Lots of women dye their hair every day. Some do it to hide gray hairs, some don’t like their natural hair color while others simply like to experiment. But whatever the reason, have you ever wondered how these dyes work and why some last longer than others? If you’re curious, read on:
Temporary and semi-permanent dyes
Temporary and semi-permanent dyes contain synthetic or plant-derived dyes that coat the surface of the cuticle but don’t penetrate it. These molecules are really small and washing hair a few times is enough to remove them and go back to your natural color. Because they don’t last long, they are the way to go for people that only want a subtle change or wanna see how a shade looks on them before using permanent dyes which are much harder to remove.

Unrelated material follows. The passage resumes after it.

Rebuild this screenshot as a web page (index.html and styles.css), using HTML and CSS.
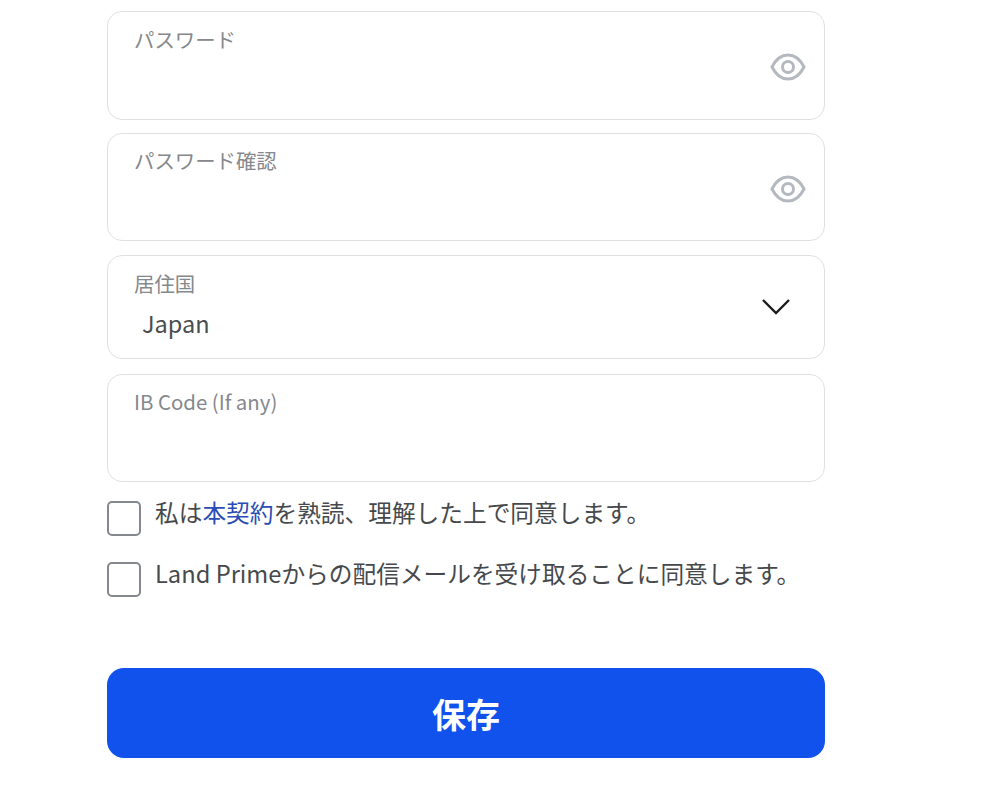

Demi-permanent and permanent dyes
Demi-permanent and permanent dyes contain pretty much the same ingredients, but in different concentrations: they are smaller in the demi-permanent type and that’s why they last less. These dyes need an alkaline base (it means the ph is higher than 7; in this case it usually is 10 or 11) to make the hair shaft swell and open so that the dye molecules can enter inside the cortex.
Then, Ammonia and Hydrogen Peroxide are used to remove your natural color from your hair. In addition, these ingredients react with th dye molecules that have entered the hair shaft, making them grow too big to exit the hair shaft and be washed out. This is why these dyes are so longlasting and hard to remove.
With permanent dyes, it is best to let your natural hair color grow again, but if you really hate how your hair turned out, then visit your hair stylist cos by trying to remove it at home you can damage your hair even more. These types of dyes in fact contain harsh chemicals that can damage hair if used too often, so be careful when you use them.
Do you dye your hair? If you do, what type of dye do you use?